An appeal against the granting of permission was made to An Bord Pleanála last week by Patrick and Alice Woods, of Charlemont Mall. They have cited potential noise, anti-social concerns, and possible overshadowing in his appeal.
Their residential property will be adjacent to the planned hotel.
Other objections had also been made to Dublin City Council by third parties.
Dalata, which is Ireland's biggest hotel group, will operate the proposed new property under its Clayton brand. It expects 100 people to be employed at the hotel.
The site was previously owned by UK property group U+I, formerly known as Development Securities.
It acquired it in December 2014 for €7.1m and has now realised a £2.3m (€3m) profit on the sale to Dalata, it said yesterday.
"The announcement today marks our first major profit contribution from our activities in this market," said the British company yesterday.
There's a shortage of up to 5,000 hotel rooms in the capital according to both hoteliers and tourism groups, with the shortfall unlikely to be fully addressed for a number of years.
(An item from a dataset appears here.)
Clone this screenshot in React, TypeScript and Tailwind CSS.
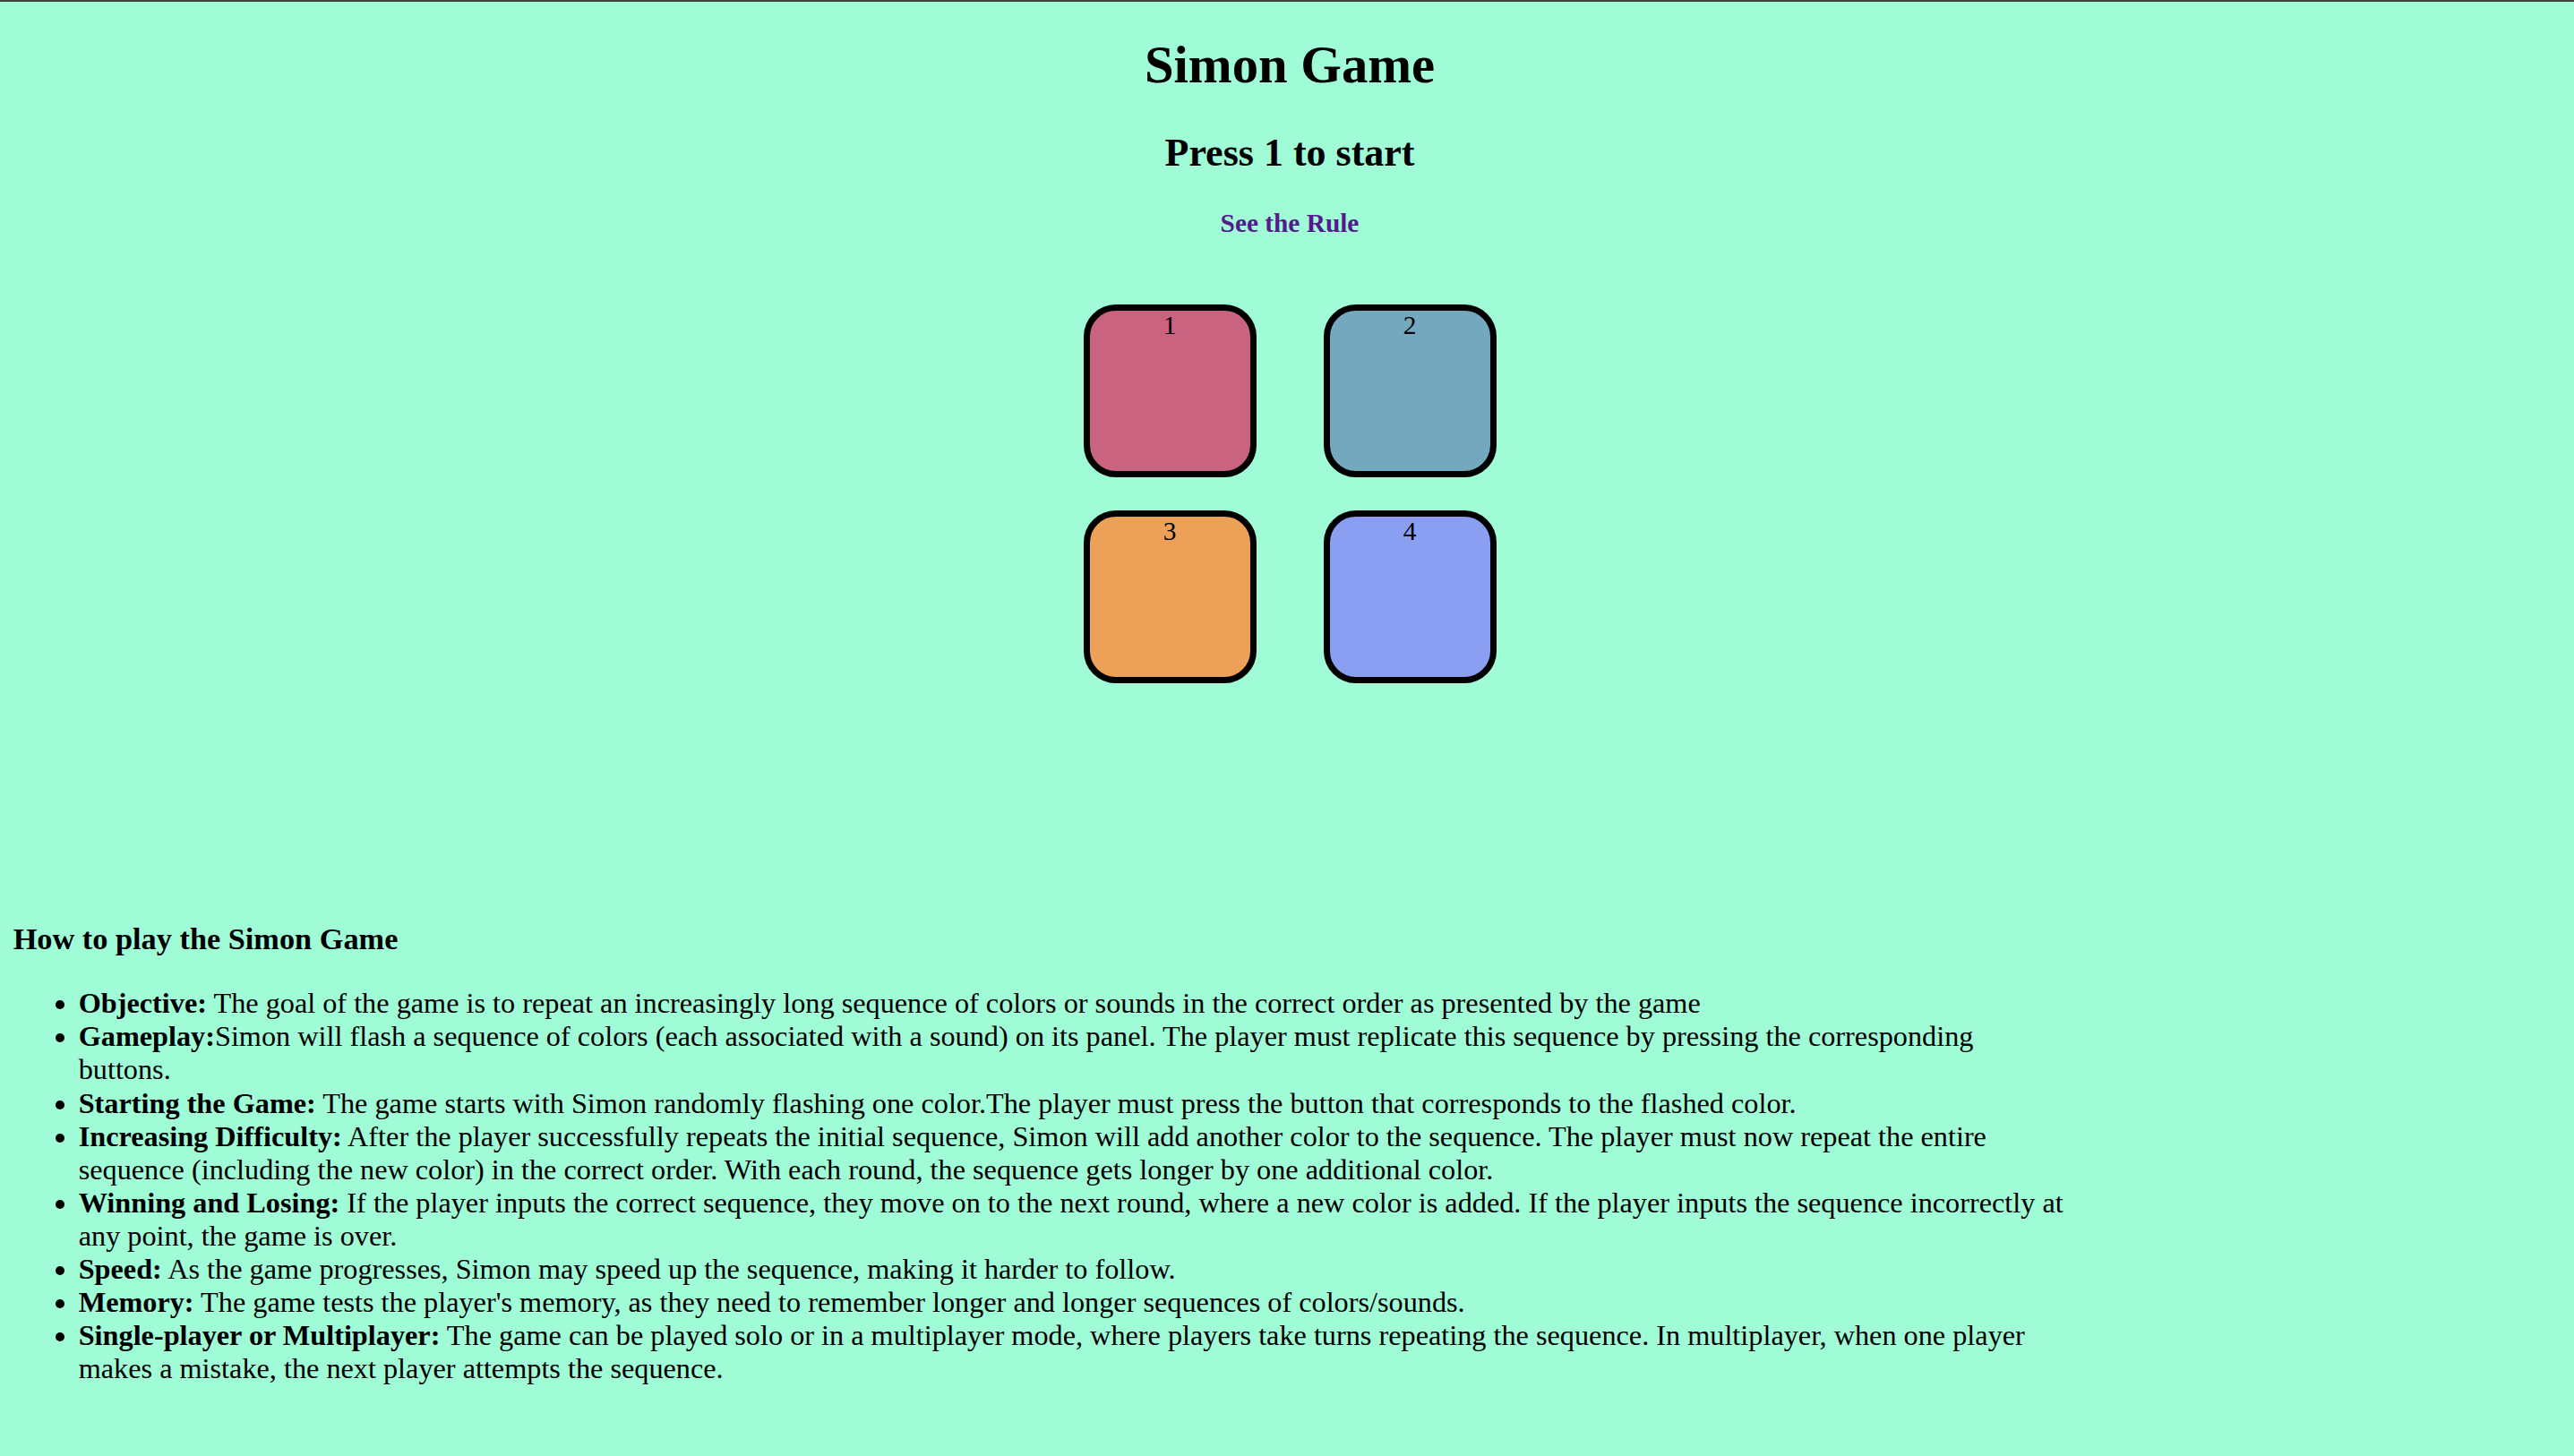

Davy Stockbrokers analyst Robert Stokes believes the acquisition is in line with Dalata's strategy.
"They said their strategy was to use the capital to acquire hotels and then develop them, with capital expenditure both on existing assets and on new builds.
"This is their first venture into the new build space, it was fairly well-anticipated or expected by the market and it's a super location," Mr Stokes said.
"You would think from a corporate perspective once this hotel is up and running it will be very high up the priority list for corporate clients, given the location," Mr Stokes said.
Earlier in the month Dalata said its intention was to slow down its Irish hotel purchasing as it begins to shift its focus to the UK. Shares in Dalata closed up 1.8pc at €4.37 each yesterday.